Five months later, Camping said, Oct. 21 will be the end of the world.

He said his predictions are based on a mathematical equation of 7,000 years from the date of Noah’s Ark and the Great Flood.

Camping predicted the date of the Rapture through a mathematical formula based on biblical prophecy. MSNBC explains it this way:

“He believes Christ was crucified on April 1, 33 A.D., exactly 722,500 days before May 21, 2011. That number, 722,500, is the square of 5 x 10 x 17. In Camping’s numerological system, 5 represents atonement, 10 means completeness and seventeen means heaven.” This is not the first time Camping has predicted Doomsday, however, meaning that his math is not quite flawless. Camping previously believed the world would end in 1994, but has so far carried on another 17 years without the Rapture or the sinners’ torment.

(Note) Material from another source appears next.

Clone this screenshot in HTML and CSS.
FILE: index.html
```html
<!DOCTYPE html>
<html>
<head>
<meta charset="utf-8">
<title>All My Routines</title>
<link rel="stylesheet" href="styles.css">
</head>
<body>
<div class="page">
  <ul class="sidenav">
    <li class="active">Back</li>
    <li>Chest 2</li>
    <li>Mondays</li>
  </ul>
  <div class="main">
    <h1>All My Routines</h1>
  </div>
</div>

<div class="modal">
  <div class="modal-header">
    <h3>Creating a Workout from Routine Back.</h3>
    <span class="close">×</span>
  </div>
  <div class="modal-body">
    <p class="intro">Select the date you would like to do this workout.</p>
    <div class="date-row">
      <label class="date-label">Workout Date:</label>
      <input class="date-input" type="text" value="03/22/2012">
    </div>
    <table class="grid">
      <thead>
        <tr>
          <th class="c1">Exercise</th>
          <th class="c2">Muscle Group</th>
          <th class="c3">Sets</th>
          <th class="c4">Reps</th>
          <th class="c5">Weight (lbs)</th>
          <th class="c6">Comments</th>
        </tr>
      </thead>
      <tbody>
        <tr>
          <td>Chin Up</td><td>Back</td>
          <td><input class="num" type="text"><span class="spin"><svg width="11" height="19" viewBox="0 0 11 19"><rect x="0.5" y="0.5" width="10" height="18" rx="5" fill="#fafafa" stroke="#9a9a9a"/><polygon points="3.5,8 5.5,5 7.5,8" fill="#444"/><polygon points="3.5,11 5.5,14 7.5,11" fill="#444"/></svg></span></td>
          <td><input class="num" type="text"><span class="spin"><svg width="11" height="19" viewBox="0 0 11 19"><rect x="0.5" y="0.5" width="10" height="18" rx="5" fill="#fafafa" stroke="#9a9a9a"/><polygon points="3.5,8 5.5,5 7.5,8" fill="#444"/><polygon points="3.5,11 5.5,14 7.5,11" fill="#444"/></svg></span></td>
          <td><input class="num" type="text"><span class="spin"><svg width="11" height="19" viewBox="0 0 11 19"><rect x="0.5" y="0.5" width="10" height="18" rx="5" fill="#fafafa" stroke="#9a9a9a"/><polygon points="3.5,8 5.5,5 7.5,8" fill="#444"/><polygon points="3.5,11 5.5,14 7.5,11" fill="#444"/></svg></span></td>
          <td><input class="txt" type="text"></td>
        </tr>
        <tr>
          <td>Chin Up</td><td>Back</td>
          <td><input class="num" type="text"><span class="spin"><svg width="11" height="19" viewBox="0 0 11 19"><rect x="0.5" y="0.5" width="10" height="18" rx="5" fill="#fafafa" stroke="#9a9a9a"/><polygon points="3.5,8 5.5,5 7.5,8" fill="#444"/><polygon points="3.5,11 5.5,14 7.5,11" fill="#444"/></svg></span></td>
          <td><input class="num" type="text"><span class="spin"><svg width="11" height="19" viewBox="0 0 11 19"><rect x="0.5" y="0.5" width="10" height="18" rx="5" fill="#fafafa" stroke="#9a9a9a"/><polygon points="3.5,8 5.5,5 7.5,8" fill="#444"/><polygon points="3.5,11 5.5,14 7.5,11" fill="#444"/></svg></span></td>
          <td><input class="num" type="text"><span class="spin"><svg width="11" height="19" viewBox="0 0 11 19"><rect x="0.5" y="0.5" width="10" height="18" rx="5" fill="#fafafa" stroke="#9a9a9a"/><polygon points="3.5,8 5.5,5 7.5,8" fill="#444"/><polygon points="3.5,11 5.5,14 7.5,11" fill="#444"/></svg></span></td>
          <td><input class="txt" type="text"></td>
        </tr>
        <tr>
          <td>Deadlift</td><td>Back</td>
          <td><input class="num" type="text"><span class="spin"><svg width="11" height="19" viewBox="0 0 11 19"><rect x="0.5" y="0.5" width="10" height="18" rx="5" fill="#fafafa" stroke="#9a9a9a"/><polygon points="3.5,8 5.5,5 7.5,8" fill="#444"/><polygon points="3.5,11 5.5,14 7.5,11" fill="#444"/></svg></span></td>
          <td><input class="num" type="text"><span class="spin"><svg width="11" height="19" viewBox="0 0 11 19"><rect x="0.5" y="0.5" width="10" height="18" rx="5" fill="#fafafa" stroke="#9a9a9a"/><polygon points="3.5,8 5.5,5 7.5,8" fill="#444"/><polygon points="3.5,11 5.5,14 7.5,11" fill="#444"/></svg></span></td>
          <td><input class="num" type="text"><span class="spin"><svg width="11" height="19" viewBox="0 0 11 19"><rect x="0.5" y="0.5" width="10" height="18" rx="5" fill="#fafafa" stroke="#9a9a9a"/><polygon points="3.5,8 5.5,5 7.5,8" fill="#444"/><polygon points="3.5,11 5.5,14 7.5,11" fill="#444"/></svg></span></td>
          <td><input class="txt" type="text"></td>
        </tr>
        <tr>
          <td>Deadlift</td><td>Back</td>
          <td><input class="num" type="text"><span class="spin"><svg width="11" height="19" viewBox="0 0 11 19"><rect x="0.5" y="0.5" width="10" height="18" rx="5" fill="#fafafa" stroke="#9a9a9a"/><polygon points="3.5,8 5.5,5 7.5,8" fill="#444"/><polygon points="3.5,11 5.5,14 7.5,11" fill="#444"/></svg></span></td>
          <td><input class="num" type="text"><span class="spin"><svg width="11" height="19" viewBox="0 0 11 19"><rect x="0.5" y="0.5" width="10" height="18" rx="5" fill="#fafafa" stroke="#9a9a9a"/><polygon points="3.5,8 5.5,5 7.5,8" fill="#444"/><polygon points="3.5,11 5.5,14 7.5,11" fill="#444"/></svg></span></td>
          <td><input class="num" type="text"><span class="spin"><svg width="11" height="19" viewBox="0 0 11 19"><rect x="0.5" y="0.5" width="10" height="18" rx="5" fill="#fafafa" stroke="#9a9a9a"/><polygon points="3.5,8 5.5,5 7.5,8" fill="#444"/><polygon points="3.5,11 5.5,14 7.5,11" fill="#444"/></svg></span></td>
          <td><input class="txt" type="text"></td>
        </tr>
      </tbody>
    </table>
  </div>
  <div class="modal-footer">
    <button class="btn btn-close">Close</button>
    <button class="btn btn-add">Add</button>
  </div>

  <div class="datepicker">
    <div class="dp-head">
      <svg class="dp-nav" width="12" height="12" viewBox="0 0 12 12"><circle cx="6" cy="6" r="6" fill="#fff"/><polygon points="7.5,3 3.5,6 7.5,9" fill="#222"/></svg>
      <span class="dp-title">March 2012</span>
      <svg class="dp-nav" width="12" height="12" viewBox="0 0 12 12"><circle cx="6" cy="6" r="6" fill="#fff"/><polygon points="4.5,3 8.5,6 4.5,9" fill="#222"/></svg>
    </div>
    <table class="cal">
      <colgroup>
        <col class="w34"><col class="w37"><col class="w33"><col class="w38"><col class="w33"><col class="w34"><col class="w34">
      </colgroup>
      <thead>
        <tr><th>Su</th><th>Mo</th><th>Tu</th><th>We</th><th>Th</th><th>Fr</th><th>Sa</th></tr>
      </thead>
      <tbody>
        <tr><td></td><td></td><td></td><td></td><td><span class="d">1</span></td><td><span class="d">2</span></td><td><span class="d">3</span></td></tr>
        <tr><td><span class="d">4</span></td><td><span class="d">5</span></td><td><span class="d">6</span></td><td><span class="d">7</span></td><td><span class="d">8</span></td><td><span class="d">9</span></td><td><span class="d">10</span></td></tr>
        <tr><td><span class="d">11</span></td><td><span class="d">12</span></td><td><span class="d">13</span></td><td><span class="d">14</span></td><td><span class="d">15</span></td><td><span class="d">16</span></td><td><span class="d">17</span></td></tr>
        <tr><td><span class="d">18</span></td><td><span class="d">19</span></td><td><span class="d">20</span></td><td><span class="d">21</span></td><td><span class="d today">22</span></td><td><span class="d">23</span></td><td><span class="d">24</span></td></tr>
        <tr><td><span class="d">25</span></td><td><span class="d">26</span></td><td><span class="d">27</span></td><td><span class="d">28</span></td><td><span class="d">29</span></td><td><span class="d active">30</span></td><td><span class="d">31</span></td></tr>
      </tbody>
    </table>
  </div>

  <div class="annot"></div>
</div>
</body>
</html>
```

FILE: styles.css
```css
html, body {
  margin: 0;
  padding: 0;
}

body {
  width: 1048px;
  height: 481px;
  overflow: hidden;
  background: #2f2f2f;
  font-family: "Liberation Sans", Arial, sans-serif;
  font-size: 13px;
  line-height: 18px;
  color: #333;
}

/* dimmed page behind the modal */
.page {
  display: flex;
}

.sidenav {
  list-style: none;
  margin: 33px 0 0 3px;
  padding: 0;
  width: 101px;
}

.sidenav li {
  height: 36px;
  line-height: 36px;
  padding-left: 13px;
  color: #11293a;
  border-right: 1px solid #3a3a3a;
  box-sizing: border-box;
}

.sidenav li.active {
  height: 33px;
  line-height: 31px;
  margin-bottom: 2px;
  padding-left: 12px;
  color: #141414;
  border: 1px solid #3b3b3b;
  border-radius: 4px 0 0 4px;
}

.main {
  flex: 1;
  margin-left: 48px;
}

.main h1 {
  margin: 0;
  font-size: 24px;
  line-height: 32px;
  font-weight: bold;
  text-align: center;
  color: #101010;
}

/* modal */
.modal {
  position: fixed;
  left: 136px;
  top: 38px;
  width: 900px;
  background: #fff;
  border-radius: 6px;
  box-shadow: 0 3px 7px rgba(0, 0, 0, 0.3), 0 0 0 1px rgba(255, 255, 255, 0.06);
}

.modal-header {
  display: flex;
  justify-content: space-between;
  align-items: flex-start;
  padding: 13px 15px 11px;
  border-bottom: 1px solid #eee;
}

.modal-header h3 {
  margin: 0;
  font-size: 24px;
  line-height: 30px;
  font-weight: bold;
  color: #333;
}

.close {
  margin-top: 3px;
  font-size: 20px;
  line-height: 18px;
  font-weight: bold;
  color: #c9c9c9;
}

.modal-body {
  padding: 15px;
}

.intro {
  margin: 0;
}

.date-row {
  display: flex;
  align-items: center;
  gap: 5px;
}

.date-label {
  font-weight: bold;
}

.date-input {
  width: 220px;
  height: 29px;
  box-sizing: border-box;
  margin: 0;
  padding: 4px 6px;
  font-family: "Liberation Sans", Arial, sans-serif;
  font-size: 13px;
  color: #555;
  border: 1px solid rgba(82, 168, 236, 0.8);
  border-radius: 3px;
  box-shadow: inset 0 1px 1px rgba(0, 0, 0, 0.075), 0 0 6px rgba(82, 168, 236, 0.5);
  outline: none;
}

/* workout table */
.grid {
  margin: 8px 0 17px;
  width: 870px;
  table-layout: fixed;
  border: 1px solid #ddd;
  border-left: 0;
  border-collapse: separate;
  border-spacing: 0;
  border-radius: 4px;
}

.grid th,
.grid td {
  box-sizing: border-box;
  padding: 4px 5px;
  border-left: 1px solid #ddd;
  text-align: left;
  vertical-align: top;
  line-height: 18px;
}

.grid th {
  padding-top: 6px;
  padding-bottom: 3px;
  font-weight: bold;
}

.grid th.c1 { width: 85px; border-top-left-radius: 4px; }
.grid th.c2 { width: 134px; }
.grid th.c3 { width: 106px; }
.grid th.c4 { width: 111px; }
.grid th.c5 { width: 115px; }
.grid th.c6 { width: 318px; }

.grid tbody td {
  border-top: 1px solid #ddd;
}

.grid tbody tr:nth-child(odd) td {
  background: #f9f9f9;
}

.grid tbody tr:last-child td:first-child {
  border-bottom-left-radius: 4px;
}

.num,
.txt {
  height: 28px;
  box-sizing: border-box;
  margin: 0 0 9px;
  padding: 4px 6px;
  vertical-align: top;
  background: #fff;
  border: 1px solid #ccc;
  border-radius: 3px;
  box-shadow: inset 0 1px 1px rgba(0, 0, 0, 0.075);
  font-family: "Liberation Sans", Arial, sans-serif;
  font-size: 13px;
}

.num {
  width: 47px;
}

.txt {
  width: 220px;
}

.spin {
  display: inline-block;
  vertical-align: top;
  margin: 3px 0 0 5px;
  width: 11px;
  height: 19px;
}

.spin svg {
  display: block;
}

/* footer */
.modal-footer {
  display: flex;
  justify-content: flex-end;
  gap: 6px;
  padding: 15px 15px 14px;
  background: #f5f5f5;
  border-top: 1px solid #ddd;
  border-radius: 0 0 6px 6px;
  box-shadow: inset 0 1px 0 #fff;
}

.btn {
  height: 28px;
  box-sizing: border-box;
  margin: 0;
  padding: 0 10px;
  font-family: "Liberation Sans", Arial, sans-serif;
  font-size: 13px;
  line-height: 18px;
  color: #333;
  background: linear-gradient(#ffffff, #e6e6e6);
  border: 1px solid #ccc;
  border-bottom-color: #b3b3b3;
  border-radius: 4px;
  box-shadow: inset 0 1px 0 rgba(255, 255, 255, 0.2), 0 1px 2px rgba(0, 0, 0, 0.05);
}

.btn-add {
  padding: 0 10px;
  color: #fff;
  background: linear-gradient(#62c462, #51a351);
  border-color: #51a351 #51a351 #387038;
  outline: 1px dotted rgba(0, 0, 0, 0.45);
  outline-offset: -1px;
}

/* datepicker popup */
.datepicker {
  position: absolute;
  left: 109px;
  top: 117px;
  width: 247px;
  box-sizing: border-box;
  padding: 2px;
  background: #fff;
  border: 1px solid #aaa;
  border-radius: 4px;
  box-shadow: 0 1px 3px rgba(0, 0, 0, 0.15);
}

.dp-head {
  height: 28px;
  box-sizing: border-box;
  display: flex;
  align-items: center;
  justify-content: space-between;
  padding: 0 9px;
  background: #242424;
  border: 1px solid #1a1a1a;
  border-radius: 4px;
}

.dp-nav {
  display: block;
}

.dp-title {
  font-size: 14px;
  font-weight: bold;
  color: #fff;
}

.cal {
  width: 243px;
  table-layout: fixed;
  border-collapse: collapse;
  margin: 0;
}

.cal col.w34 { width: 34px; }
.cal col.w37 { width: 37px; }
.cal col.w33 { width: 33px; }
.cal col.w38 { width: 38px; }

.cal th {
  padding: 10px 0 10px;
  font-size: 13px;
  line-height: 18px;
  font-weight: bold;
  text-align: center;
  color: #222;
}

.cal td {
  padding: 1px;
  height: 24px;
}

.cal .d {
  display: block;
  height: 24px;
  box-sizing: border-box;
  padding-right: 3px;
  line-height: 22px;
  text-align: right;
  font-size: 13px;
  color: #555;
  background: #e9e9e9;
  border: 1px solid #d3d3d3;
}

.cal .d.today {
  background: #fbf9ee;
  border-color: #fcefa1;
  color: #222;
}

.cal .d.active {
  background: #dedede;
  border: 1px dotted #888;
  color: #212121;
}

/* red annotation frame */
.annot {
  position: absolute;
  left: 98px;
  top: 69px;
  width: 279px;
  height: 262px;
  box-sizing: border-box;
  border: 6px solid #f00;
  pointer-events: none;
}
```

He is positive as to the date this time, however. He and his followers have taken out ads in Readers Digest, billboards and satellite television, even sending missionaries to spread the word about the Rapture as far away as Asia.

But, while Camping may be making waves, end-of-the-world predictions are old news in the Christian community. In 1844, William Miller predicted the Rapture would occur on October 22, 1844. Some look to the end of the Mayan calendar in December 2012. However, most mainstream Christians put their faith in Bible verses like the one found in Matthew 25:13:

“Watch therefore, for ye know neither the day nor the hour wherein the Son of man cometh.”